[lbo-talk] language query

Wojtek Sokolowski sokol at jhu.edu
Tue Feb 6 08:18:56 PST 2007


Doug:

The Gulf states aren't like the other Northern countries - they have almost no industry to speak of. They're oil exporters. That makes for a domestic social structure and a relation to the global economy that's completely different from the rich industrial countries.

Japan has had a rough 15 years of it, but they're hardly paying "big- time."

[WS:] The bottom line is that "neat" categories developed during the Cold War period (1st, 2nd and 3rd world, East-West, North-South, etc. ) - factually inaccurate to begin with, but dove-tailing the political geography of the time - are so out of sync with reality that are unusable in any political discourse save the most crude and oblivious to reality political diatribes.

The reality is a multi-polar world in which countries fall into different economic political alignments and power relations - sometimes dominant, sometimes subordinate, sometimes lateral. I think that it has always been the case, even during the Cold War, but those empirical subtleties were swept under the rug of the dominant political narrative of the tine - the titanic struggle between good and evil (see my piece "Beneath the Veil of Market Rationality: Cognitive Lumping and Splitting in Narratives of Economic Development," in: Graham Kinloch and Raj Mohan (eds.), _Ideology and the Social Sciences,_ Greenwood Press, 2000.) Which country played which part depended, of course, on who was telling the narrative.

This coherent, if inaccurate, vision of the world order was one of the main casualties of the end of the Cold War. However, many people miss that neat categorization, because even if factually inaccurate, it served as a handy heuristic device to define political positions and struggles at home. It was, in that sense, like the medieval division between heaven, purgatory and hell portrayed ad nauseam in the paintings of the era. Although the empirical aspect of these spheres was highly elusive and murky at the very least, if not altogether unreal, it gave the mortals a clear sense of direction on which side they were on this earth and where they were heading vis a vis other people.

I think that many people have problems navigating in a multipolar world with multiple shades of grey and no clear-cut colors. They seek clear cut, binary or tripartite categorization schemes, at the same time being painfully aware of the glaring shortcomings of such categorizations (as evidenced, inter alia, by Liza's posting.)

My own solution to this dilemma is to abstain from clear-cut binary or tripartite categorizations, and the conceptual apparatus that goes with it, as much as possible, but that solution is not without problems.
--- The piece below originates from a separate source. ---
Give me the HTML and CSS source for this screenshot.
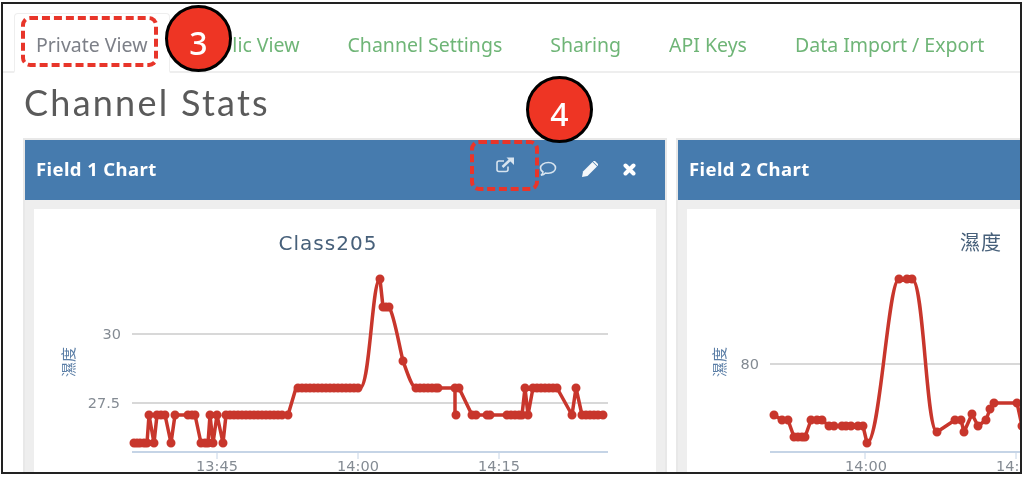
FILE: index.html
```html
<!DOCTYPE html>
<html lang="en">
<head>
<meta charset="utf-8">
<title>Channel Stats</title>
<link rel="stylesheet" href="styles.css">
</head>
<body>
<div class="frame">
  <nav class="tabs">
    <a class="tab tab-active">Private View</a>
    <a class="tab">Public View</a>
    <a class="tab">Channel Settings</a>
    <a class="tab">Sharing</a>
    <a class="tab">API Keys</a>
    <a class="tab">Data Import / Export</a>
  </nav>
  <h1 class="page-title">Channel Stats</h1>
  <div class="cards">
    <section class="card">
      <header class="card-head">
        <span class="card-title">Field 1 Chart</span>
        <div class="card-icons">
          <svg class="icon icon-ext" width="18" height="16" viewBox="0 0 18 16"><path class="ic-line" d="M12 9.500v3a2 2 0 0 1-2 2H3a2 2 0 0 1-2-2V6a2 2 0 0 1 2-2h5"/><path class="ic-line ic-arrow" d="M6.500 10 14 3"/><path class="ic-fill" d="M10.500 .5H18V8L15.500 5.500 13 3z"/></svg>
          <svg class="icon" width="18" height="16" viewBox="0 0 18 16"><path class="ic-line" d="M9.500 1.500C5 1.500 1.500 3.800 1.500 7c0 1.700 1 3 2.500 4-.2 1.300-1 2.500-2 3.200 1.800-.2 3.400-1 4.500-2.200 1 .2 2 .3 3 .2 4 0 7-2.300 7-5.200s-3-5.500-7-5.500z"/></svg>
          <svg class="icon" width="16" height="16" viewBox="0 0 16 16"><path class="ic-solid" d="M0 16l1-5.500L10.500 1l4.500 4.500L5.500 15z"/><path class="ic-solid" d="M11.500 0h1.500l3 3v1.500L15.500 5 11 .5z"/></svg>
          <svg class="icon" width="13" height="13" viewBox="0 0 13 13"><path class="ic-x" d="M2.500 2.500l8 8M10.500 2.500l-8 8"/></svg>
        </div>
      </header>
      <div class="panel">
        <svg class="chart" width="622" height="263" viewBox="34 209 622 263">
          <text class="ch-title" x="328" y="250" text-anchor="middle">Class205</text>
          <path class="grid" d="M132 334H608M132 403H608"/>
          <path class="axis" d="M132 452H608"/>
          <path class="tick" d="M217 452v7M358 452v7M499 452v7"/>
          <text class="y-label" x="0" y="0" text-anchor="middle" transform="translate(74 362) rotate(-90)">濕度</text>
          <text class="num" x="121" y="339" text-anchor="end">30</text>
          <text class="num" x="120" y="408" text-anchor="end">27.5</text>
          <text class="num" x="217" y="471" text-anchor="middle">13:45</text>
          <text class="num" x="358" y="471" text-anchor="middle">14:00</text>
          <text class="num" x="499" y="471" text-anchor="middle">14:15</text>
          <path class="line" d="M134 443H147L149 415 154 443 157 415H165L171 443 175 415H195L201 443H208L210 415 213 443 217 415 223 443 226 415H288L296 388H360C370 388 372 279 380 279L383 307H389C394 314 399 345 403 361 407 372 412 388 416 388H455V415 388H459L472 415H522L525 388 528 415 533 388H557L572 415 576 388 582 415H604"/>
          <path class="dots" d="M134 443h0M137 443h0M140 443h0M144 443h0M147 443h0M149 415h0M154 443h0M157 415h0M161 415h0M165 415h0M171 443h0M175 415h0M188 415h0M192 415h0M195 415h0M201 443h0M205 443h0M208 443h0M210 415h0M213 443h0M217 415h0M223 443h0M226 415h0M230 415h0M234 415h0M238 415h0M242 415h0M246 415h0M250 415h0M254 415h0M258 415h0M262 415h0M266 415h0M270 415h0M274 415h0M278 415h0M282 415h0M288 415h0M298 388h0M302 388h0M306 388h0M310 388h0M314 388h0M318 388h0M322 388h0M326 388h0M330 388h0M334 388h0M338 388h0M342 388h0M346 388h0M350 388h0M354 388h0M358 388h0M380 279h0M383 307h0M386 307h0M389 307h0M403 361h0M416 388h0M420 388h0M424 388h0M428 388h0M432 388h0M436 388h0M438 388h0M455 388h0M456 415h0M459 388h0M472 415h0M476 415h0M487 415h0M490 415h0M507 415h0M511 415h0M515 415h0M519 415h0M522 415h0M525 388h0M528 415h0M533 388h0M537 388h0M541 388h0M545 388h0M549 388h0M553 388h0M557 388h0M572 415h0M576 388h0M582 415h0M586 415h0M590 415h0M594 415h0M598 415h0M603 415h0"/>
        </svg>
      </div>
    </section>
    <section class="card">
      <header class="card-head">
        <span class="card-title">Field 2 Chart</span>
      </header>
      <div class="panel">
        <svg class="chart" width="622" height="263" viewBox="687 209 622 263">
          <text class="ch-title ch-cjk" x="981" y="250" text-anchor="middle">濕度</text>
          <path class="grid" d="M770 364H1100"/>
          <path class="axis" d="M770 452H1100"/>
          <path class="tick" d="M865 452v7M1016 452v7"/>
          <text class="y-label" x="0" y="0" text-anchor="middle" transform="translate(725 362) rotate(-90)">濕度</text>
          <text class="num" x="759" y="369" text-anchor="end">80</text>
          <text class="num" x="866" y="471" text-anchor="middle">14:00</text>
          <text class="num" x="1017" y="471" text-anchor="middle">14:15</text>
          <path class="line" d="M774 415 782 420H788L794 437H805L811 420H822L829 426H863L867 443C880 443 888 279 899 279H912C924 279 926 432 937 432L955 420H961L964 432 972 414 978 426 986 420 990 409 994 403H1017L1022 426"/>
          <path class="dots" d="M774 415h0M782 420h0M788 420h0M794 437h0M798 437h0M802 437h0M805 437h0M811 420h0M817 420h0M822 420h0M829 426h0M834 426h0M842 426h0M846 426h0M851 426h0M858 426h0M863 426h0M867 443h0M899 279h0M907 279h0M912 279h0M937 432h0M955 420h0M961 420h0M964 432h0M972 414h0M978 426h0M986 420h0M990 409h0M994 403h0M1017 403h0M1022 426h0"/>
        </svg>
      </div>
    </section>
  </div>
  <div class="dash dash-tab"></div>
  <div class="dash dash-icon"></div>
  <div class="badge badge-3">3</div>
  <div class="badge badge-4">4</div>
</div>
</body>
</html>
```
FILE: styles.css
```css
html, body {
  margin: 0;
  padding: 0;
  background: #fff;
}
.frame {
  position: relative;
  box-sizing: border-box;
  width: 1021px;
  height: 472px;
  margin: 2px 0 0 1px;
  border: 2px solid #222;
  overflow: hidden;
  background: #fff;
  font-family: "Noto Sans", "Open Sans", sans-serif;
  filter: blur(.4px);
}
.tabs {
  display: flex;
  box-sizing: border-box;
  height: 60px;
  margin-top: 9px;
  padding-left: 11px;
  border-bottom: 2px solid #eee;
  font-size: 19.500px;
}
.tab {
  display: flex;
  align-items: center;
  padding: 4px 24px 0;
  color: #6fb577;
  white-space: nowrap;
}
.tab-active {
  padding: 4px 21px 0;
  margin: 0 3px -2px 0;
  border: 1px solid #eee;
  border-bottom: 2px solid #fff;
  border-radius: 4px 4px 0 0;
  background: #fff;
  color: #7d8088;
}
.page-title {
  margin: 5px 0 0 21px;
  height: 60px;
  font-family: "Lato", sans-serif;
  font-size: 36px;
  line-height: 48px;
  font-weight: 400;
  letter-spacing: 2.250px;
  color: #5a5a5a;
}
.cards {
  display: flex;
  gap: 9px;
  padding-left: 20px;
}
.card {
  flex: 0 0 644px;
  box-sizing: border-box;
  border: 2px solid #e8e8e8;
  border-bottom: 0;
  background: #eee;
}
.card-head {
  display: flex;
  align-items: center;
  justify-content: space-between;
  box-sizing: border-box;
  height: 60px;
  padding: 0 29px 4px 11px;
  background: #467bae;
  color: #fff;
}
.card-title {
  font-size: 18.500px;
  font-weight: 700;
  letter-spacing: .4px;
}
.card-icons {
  display: flex;
  align-items: center;
  gap: 25px;
  padding-top: 2px;
}
.icon {
  display: block;
}
.icon-ext {
  margin-bottom: 8px;
}
.ic-line {
  fill: none;
  stroke: #d7e4ef;
  stroke-width: 1.600;
}
.ic-arrow {
  stroke-width: 2.500;
}
.ic-fill {
  fill: #d7e4ef;
}
.ic-solid {
  fill: #f4f7fa;
}
.ic-x {
  fill: none;
  stroke: #fff;
  stroke-width: 4;
  stroke-linecap: round;
}
.panel {
  margin: 9px 9px 0;
  background: #fff;
}
.chart {
  display: block;
}
.ch-title {
  font-family: "DejaVu Sans", sans-serif;
  font-size: 20px;
  letter-spacing: 1px;
  fill: #47607a;
}
.ch-cjk,
.y-label {
  font-family: "Noto Sans CJK TC", sans-serif;
}
.ch-cjk {
  font-size: 20px;
}
.y-label {
  font-size: 15px;
  fill: #5b7ea6;
}
.num {
  font-family: "DejaVu Sans", sans-serif;
  font-size: 14.500px;
  fill: #848b93;
}
.grid {
  fill: none;
  stroke: #d8d8d8;
  stroke-width: 2;
}
.axis {
  fill: none;
  stroke: #c5d4e6;
  stroke-width: 2;
}
.tick {
  fill: none;
  stroke: #c5d4e6;
  stroke-width: 1;
}
.line {
  fill: none;
  stroke: #c8362c;
  stroke-width: 3.500;
  stroke-linejoin: round;
}
.dots {
  fill: none;
  stroke: #c8362c;
  stroke-width: 9;
  stroke-linecap: round;
}
.dash {
  position: absolute;
  box-sizing: border-box;
  border: 4px dashed #e8352a;
  border-radius: 9px;
}
.dash-tab {
  left: 18px;
  top: 12px;
  width: 137px;
  height: 51px;
}
.dash-icon {
  left: 467px;
  top: 136px;
  width: 69px;
  height: 51px;
}
.badge {
  position: absolute;
  box-sizing: border-box;
  display: flex;
  align-items: center;
  justify-content: center;
  width: 67px;
  height: 67px;
  padding-top: 8px;
  border: 3px solid #000;
  border-radius: 50%;
  background: #ee3524;
  color: #fff;
  font-size: 32px;
  font-weight: 500;
}
.badge-3 {
  left: 162px;
  top: 1px;
}
.badge-4 {
  left: 523px;
  top: 72px;
}
```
First, general categories are an integral part of human cognition, and people naturally fall into them at one point or another, whether they want it or not. If this process of falling into different categories is not controlled by some kind of "master narrative" (such as the struggle between "good" and "evil" countries during the Cold War) - inconsistencies and internal contradictions are almost inevitable. Needless to add that such inconsistencies will be eagerly exploited by ideologues and detractors bound to kill the messenger together with his message.

Second, there is the problem of communication - most people (regardless of their education level) are more likely to impose their own interpretative framework on a message discarding everything that does not fit that framework, instead of making the effort of reconstructing the framework used by the messenger. As a result, a nuanced message trying to avoid simplistic schematic views of the world will nonetheless be forced into such schematic views by others, thereby forcing the messengers to either "taking sides" or altogether drooping out of the conversation.

That is, btw, one of the reason that I miss a modern version of the socialist "master narrative" that I mentioned on this list not long ago. It would make my "conversational life" much easier.